Impatriati, ok alle agevolazioni anche in presenza di più attività

Impatriati, ok alle agevolazioni anche in presenza di più attività

Un lavoratore che rientra in Italia dall’estero per una nuova occupazione ma continua a svolgere un’attività di collaborazione con datore precedente può ottenere l’agevolazione fiscale a favore dei lavoratori impatriati (prevista dal decreto legislativo n.209/2023) solo per i redditi generati dalla nuova attività. Lo ha chiarito l’Agenzia delle Entrate con la risposta a interpello 263/2025, pubblicata lo scorso 13 ottobre. Il caso riguarda un lavoratore trasferitosi per lavoro in un Paese straniero nel 2023, che intende tornare in Italia dal 2026 per restare per 4 anni alle dipendenze di un nuovo datore di lavoro e che per questo motivo chiede di poter usufruire dell'agevolazione fiscale prevista per i lavoratori impatriati nonostante continuerà a svolgere un’attività di collaborazione coordinata e continuativa di insegnamento presso un’università italiana. L’Agenzia ha confermato la possibilità, sottolineando che l’agevolazione sarà limitata ai compensi ottenuti per il nuovo datore di lavoro perché soddisfano il requisito di non essere stato fiscalmente residente in Italia nei tre periodi d'imposta precedenti. Non valgono quelli percepiti dall’università, perché questa attività non soddisfatta il requisito di permanenza minima all'estero richiesto per i rapporti di lavoro preesistenti o continuativi.
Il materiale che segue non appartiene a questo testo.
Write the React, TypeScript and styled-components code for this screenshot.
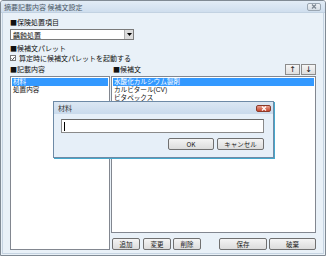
import React from 'react';
import styled, { createGlobalStyle } from 'styled-components';

const GlobalStyle = createGlobalStyle`
  html, body {
    margin: 0;
    padding: 0;
    background: #ffffff;
  }
  * {
    box-sizing: border-box;
  }
`;

const Window = styled.div`
  position: relative;
  width: 326px;
  height: 256px;
  border: 1px solid #808a94;
  border-radius: 3px 3px 0 0;
  background: #e9f1f8;
  font-family: 'Noto Sans CJK JP', 'DejaVu Sans', sans-serif;
  font-size: 7px;
  line-height: 8px;
  color: #111;
  display: flex;
  flex-direction: column;
  overflow: hidden;
`;

const TitleBar = styled.div`
  height: 12px;
  flex: none;
  display: flex;
  align-items: center;
  justify-content: space-between;
  padding: 0 4px 0 3px;
  background: linear-gradient(#e2ecf6, #cfdeee);
  border-bottom: 1px solid #c2d2e2;
  color: #4a5766;
`;

const TitleClose = styled.div`
  width: 14px;
  height: 8px;
  border: 1px solid #9aa6b2;
  border-radius: 2px;
  background: linear-gradient(#eef2f6, #d4dce4);
  display: flex;
  align-items: center;
  justify-content: center;
`;

const Body = styled.div`
  flex: 1;
  display: flex;
  flex-direction: column;
  padding: 5px 7px 3px 7px;
  border: 1px solid #c6d4e2;
  border-top: none;
  margin: 0 1px 1px 1px;
`;

const Label = styled.div<{ $top?: number }>`
  height: 8px;
  margin-top: ${p => p.$top ?? 0}px;
  white-space: nowrap;
`;

const Combo = styled.div`
  width: 124px;
  height: 11px;
  margin-top: 3px;
  background: #fff;
  border: 1px solid #7a7a7a;
  display: flex;
  align-items: center;
  padding-left: 2px;
`;

const ComboText = styled.span`
  flex: 1;
`;

const ComboArrow = styled.div`
  width: 9px;
  height: 9px;
  background: #dcdcdc;
  border-left: 1px solid #b0b0b0;
  display: flex;
  align-items: center;
  justify-content: center;
`;

const CheckRow = styled.div`
  display: flex;
  align-items: center;
  gap: 3px;
  height: 8px;
  margin-top: 2px;
`;

const CheckBox = styled.div`
  width: 6px;
  height: 6px;
  border: 1px solid #777;
  background: #fff;
  display: flex;
  align-items: center;
  justify-content: center;
`;

const Columns = styled.div`
  flex: 1;
  display: flex;
  margin-top: 2px;
`;

const LeftCol = styled.div`
  width: 107px;
  display: flex;
  flex-direction: column;
`;

const RightCol = styled.div`
  flex: 1;
  display: flex;
  flex-direction: column;
`;

const HeadRow = styled.div<{ $indent?: number }>`
  height: 12px;
  display: flex;
  align-items: flex-end;
  justify-content: space-between;
  padding-left: ${p => p.$indent ?? 0}px;
`;

const HeadText = styled.span`
  margin-bottom: 3px;
`;

const ArrowGroup = styled.div`
  display: flex;
  gap: 1px;
  margin-bottom: 1px;
`;

const ArrowBtn = styled.div`
  width: 15px;
  height: 11px;
  border: 1px solid #8c8c8c;
  background: linear-gradient(#f6f6f6, #dedede);
  display: flex;
  align-items: center;
  justify-content: center;
  font-size: 8px;
  font-family: 'DejaVu Sans', sans-serif;
`;

const ListBox = styled.div`
  background: #fff;
  border: 1px solid #828790;
  padding: 1px;
  flex: 1;
`;

const RightList = styled(ListBox)`
  margin-left: 1px;
`;

const ListItem = styled.div<{ $selected?: boolean }>`
  height: 8px;
  line-height: 8px;
  padding-left: 1px;
  white-space: nowrap;
  overflow: hidden;
  background: ${p => (p.$selected ? '#3399ff' : 'transparent')};
  color: ${p => (p.$selected ? '#fff' : '#111')};
  font-family: 'Liberation Sans', 'Noto Sans CJK JP', sans-serif;
  font-size: 6.6px;
`;

const ButtonRow = styled.div`
  height: 17px;
  display: flex;
  align-items: flex-end;
  padding-left: 2px;
`;

const Btn = styled.div<{ $w: number; $gap?: number }>`
  width: ${p => p.$w}px;
  height: 12px;
  margin-left: ${p => p.$gap ?? 0}px;
  border: 1px solid #707070;
  border-radius: 2px;
  background: linear-gradient(#f4f4f4, #dcdcdc);
  display: flex;
  align-items: center;
  justify-content: center;
  font-size: 6.5px;
  color: #222;
`;

const Dialog = styled.div`
  position: absolute;
  left: 52px;
  top: 100px;
  width: 221px;
  height: 57px;
  border: 1px solid #6e8aa6;
  box-shadow: 1px 1px 0 #45a8cc;
  background: #e6eff8;
  display: flex;
  flex-direction: column;
`;

const DialogTitle = styled.div`
  height: 12px;
  display: flex;
  align-items: center;
  justify-content: space-between;
  padding: 0 2px 0 4px;
  background: linear-gradient(#dbe7f3, #c9daec);
  color: #333;
`;

const RedClose = styled.div`
  width: 15px;
  height: 7px;
  border-radius: 2px;
  border: 1px solid #8a3a2a;
  background: linear-gradient(#e8a090, #c6452c);
  display: flex;
  align-items: center;
  justify-content: center;
`;

const DialogBody = styled.div`
  flex: 1;
  display: flex;
  flex-direction: column;
  padding: 5px 9px 0 7px;
`;

const TextInput = styled.div`
  height: 14px;
  border: 1px solid #8a8a8a;
  border-top-color: #6a6a6a;
  background: #fff;
  display: flex;
  align-items: center;
  padding-left: 2px;
`;

const Caret = styled.div`
  width: 1px;
  height: 9px;
  background: #000;
`;

const DialogButtons = styled.div`
  display: flex;
  justify-content: flex-end;
  gap: 3px;
  margin-top: 5px;
`;

const X = ({ color }: { color: string }) => (
  <svg width="6" height="5" viewBox="0 0 6 5">
    <path d="M1 0.5 L5 4.5 M5 0.5 L1 4.5" stroke={color} strokeWidth="1.2" />
  </svg>
);

const App: React.FC = () => {
  return (
    <>
      <GlobalStyle />
      <Window>
        <TitleBar>
          <span>摘要記載内容 候補文設定</span>
          <TitleClose>
            <X color="#7a8590" />
          </TitleClose>
        </TitleBar>
        <Body>
          <Label>■保険処置項目</Label>
          <Combo>
            <ComboText>齲蝕処置</ComboText>
            <ComboArrow>
              <svg width="5" height="3" viewBox="0 0 5 3">
                <path d="M0 0 H5 L2.5 3 Z" fill="#000" />
              </svg>
            </ComboArrow>
          </Combo>
          <Label $top={4}>■候補文パレット</Label>
          <CheckRow>
            <CheckBox>
              <svg width="5" height="5" viewBox="0 0 5 5">
                <path d="M0.5 2.5 L2 4 L4.5 0.8" stroke="#222" strokeWidth="1" fill="none" />
              </svg>
            </CheckBox>
            <span>算定時に候補文パレットを起動する</span>
          </CheckRow>
          <Columns>
            <LeftCol>
              <HeadRow>
                <HeadText>■記載内容</HeadText>
              </HeadRow>
              <ListBox>
                <ListItem $selected>材料</ListItem>
                <ListItem>処置内容</ListItem>
              </ListBox>
            </LeftCol>
            <RightCol>
              <HeadRow $indent={3}>
                <HeadText>■候補文</HeadText>
                <ArrowGroup>
                  <ArrowBtn>↑</ArrowBtn>
                  <ArrowBtn>↓</ArrowBtn>
                </ArrowGroup>
              </HeadRow>
              <RightList>
                <ListItem $selected>水酸化カルシウム製剤</ListItem>
                <ListItem>カルビタール(CV)</ListItem>
                <ListItem>ビタペックス</ListItem>
              </RightList>
              <ButtonRow>
                <Btn $w={28}>追加</Btn>
                <Btn $w={28} $gap={3}>変更</Btn>
                <Btn $w={28} $gap={2}>削除</Btn>
                <Btn $w={48} $gap={18}>保存</Btn>
                <Btn $w={47} $gap={2}>破棄</Btn>
              </ButtonRow>
            </RightCol>
          </Columns>
        </Body>
        <Dialog>
          <DialogTitle>
            <span>材料</span>
            <RedClose>
              <X color="#fff" />
            </RedClose>
          </DialogTitle>
          <DialogBody>
            <TextInput>
              <Caret />
            </TextInput>
            <DialogButtons>
              <Btn $w={46}>OK</Btn>
              <Btn $w={47}>キャンセル</Btn>
            </DialogButtons>
          </DialogBody>
        </Dialog>
      </Window>
    </>
  );
};

export default App;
Al fine dell’accesso alle agevolazioni, infatti, “Resta fermo che l’istante non potrà, invece, applicare al reddito derivante da tale ultima attività il ‘nuovo regime’, trattandosi di un’attività svolta per lo stesso datore di lavoro per cui aveva lavorato in Italia prima dell’espatrio”. In questo ultimo caso, infatti, il periodo di pregressa permanenza all’estero per poter sfruttare l’agevolazione è aumentato a sei o sette anni.